Sur le continent, le dispositif a déjà été utilisé par des femmes en détresse cette semaine, à Nancy et à Concarneau.
 
 

Points d’accompagnement en centre commercial

Pour étoffer son dispositif, le gouvernement a aussi prévu la mise en place de “points d’accompagnement éphémères” dans des centres commerciaux pour accueillir les victimes.
“Comme il est plus difficile de se déplacer, nous faisons en sorte que les dispositifs d'accompagnement aillent aux femmes", a expliqué Marlène Schiappa dans un entretien au Parisien.

C’est en région parisienne que ces installations se font en premier, dans des locaux "permettant la confidentialité, mais assez vastes pour accueillir les femmes en respectant les mesures barrières".
Dès cette semaine, un de ces points a été installé dans le Val d’Oise. Ensuite, le dispositif devrait être déployé à Dijon, Rennes, Lyon... Avec l’objectif d’atteindre "une vingtaine de points dans les prochaines semaines".
 

Mais pas forcément en Corse. “Ces points sont mis en place sur le continent par un gestionnaire de centres commerciaux.

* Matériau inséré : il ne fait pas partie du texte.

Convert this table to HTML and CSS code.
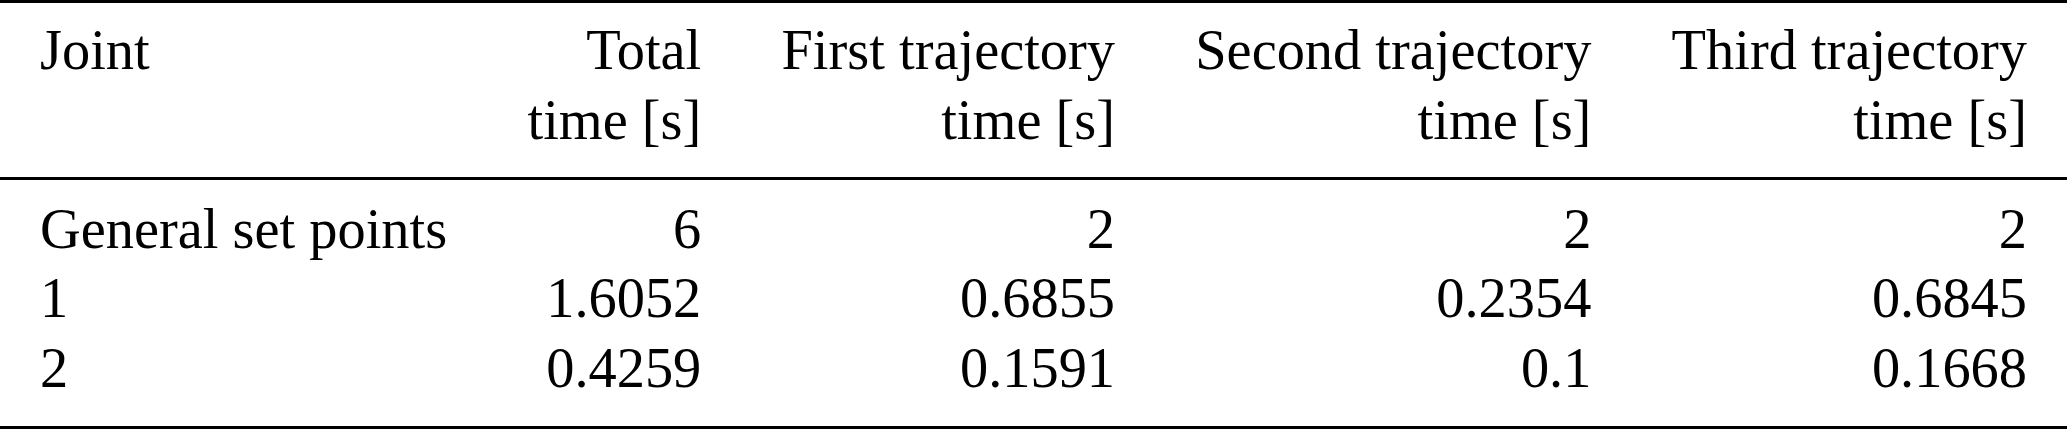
FILE: index.html
```html
<!DOCTYPE html>
<html lang="en">
<head>
    <meta charset="UTF-8">
    <meta name="viewport" content="width=device-width, initial-scale=1.0">
    <title>Trajectory times</title>
    <link rel="stylesheet" href="styles.css">
</head>
<body>
    <table class="times">
        <thead>
            <tr>
                <th class="label">Joint</th>
                <th>Total<br>time [s]</th>
                <th>First trajectory<br>time [s]</th>
                <th>Second trajectory<br>time [s]</th>
                <th>Third trajectory<br>time [s]</th>
            </tr>
        </thead>
        <tbody>
            <tr class="first">
                <td class="label">General set points</td>
                <td>6</td>
                <td>2</td>
                <td>2</td>
                <td>2</td>
            </tr>
            <tr>
                <td class="label">1</td>
                <td>1.6052</td>
                <td>0.6855</td>
                <td>0.2354</td>
                <td>0.6845</td>
            </tr>
            <tr class="last">
                <td class="label">2</td>
                <td>0.4259</td>
                <td>0.1591</td>
                <td>0.1</td>
                <td>0.1668</td>
            </tr>
        </tbody>
    </table>
</body>
</html>
```

FILE: styles.css
```css
body { margin: 0; padding: 0; background-color: #fff}
.times { width: 100%; border-collapse: collapse; font-family: "Liberation Serif", "Times New Roman", serif; font-size: 56.4px; color: #000; border-top: 3px solid #000; border-bottom: 3px solid #000}
.times th, .times td { padding: 0 40px; text-align: right; white-space: nowrap; vertical-align: top}
.times th { font-weight: normal; line-height: 70px; padding-top: 12px; padding-bottom: 22px}
.times thead tr { border-bottom: 3px solid #000}
.times td { line-height: 69.5px}
.times .first td { padding-top: 14.5px}
.times .last td { padding-bottom: 23px}
.times .label { text-align: left}
```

Cela implique d’avoir des locaux, du personnel.... En Corse, il faut voir si c’est possible, car cela nécessite, pour accueillir ces femmes dans ce cadre, un investissement des associations spécialisées qui sont déjà sollicitées et n’ont que de très faibles effectifs”, indique Dominique Nadaud.
 

Financement de nuitées pour favoriser la décohabitation

En revanche, la Corse va bien bénéficier du million d’euros débloqués par le gouvernement pour aider les associations sur le terrain, mais aussi des fonds prévus pour financer des nuitées d'hôtel et ainsi éloigner les femmes des hommes violents.
Au niveau national, il est question de 20 000 nuitées.

“L’idée, et c’est ce qui est nouveau au-delà du financement, c’est de privilégier la décohabitation. Cela veut dire que ces nuitées d’hôtels peuvent être utilisées pour la victime, femme et enfants, ou bien pour l’auteur des violences. Car il ne s’agit pas de le laisser à la rue dans ce contexte, mais de l’évincer du domicile, si c’est la meilleure solution pour les victimes”

Empêcher le huis-clos familial de devenir un enfer, sans déroger au confinement... 
Une gageure pour tous les foyers; une question de survie là où les abus et la violence ont déjà fait leur lit.



L'année dernière, nous avions recueilli le témoignage de victimes de violences conjugales :
 


 
Informations utiles
Pour signaler des violences conjugales ou appelez à l’aide vous pouvez composer le 17, le 112, mais aussi le 3919, ou encore le 119 pour les violences concernant les enfants.
Ou envoyer un sms au 114.
Numéro vert régional (Cidff Haute-Corse) 24 heures/24 tous les jours, anonyme et gratuit : 0800 400 235
Numéro vert mis en place la collectivité de Corse pour signaler des violences conjugales pendant le confinement 0 800 084 185

Prise en charge médicale 24 H/24 et 7Jours/7
Unité hospitalière mobile dédiée aux violences sexistes et sexuelles du CH de Bastia
Maintien des suivis par téléphone. Les consultations se font sur sites délocalisés et selon les besoins :
au commissariat de Bastia
dans les brigades de gendarmerie
dans chaque PTS (Pôle Territorial Social ex Utis) de la CDC : Ile-Rousse,Lucciana, Bastia, Ghisonaccia, Moriani, Corte
à la DDCSPP2b si nécessaire
Contacts :
Par téléphone:  06.06.84.31.08.89 et  06.19.85.59.83
par courriel : dr.balle@orange.fr et unite.lutte.violence@ch-bastia.fr

Si vous êtes témoin ou victime, vous pouvez également effectuer un signalement sur la plate forme gratuite et anonyme : arretons.les violences.gouv.fr.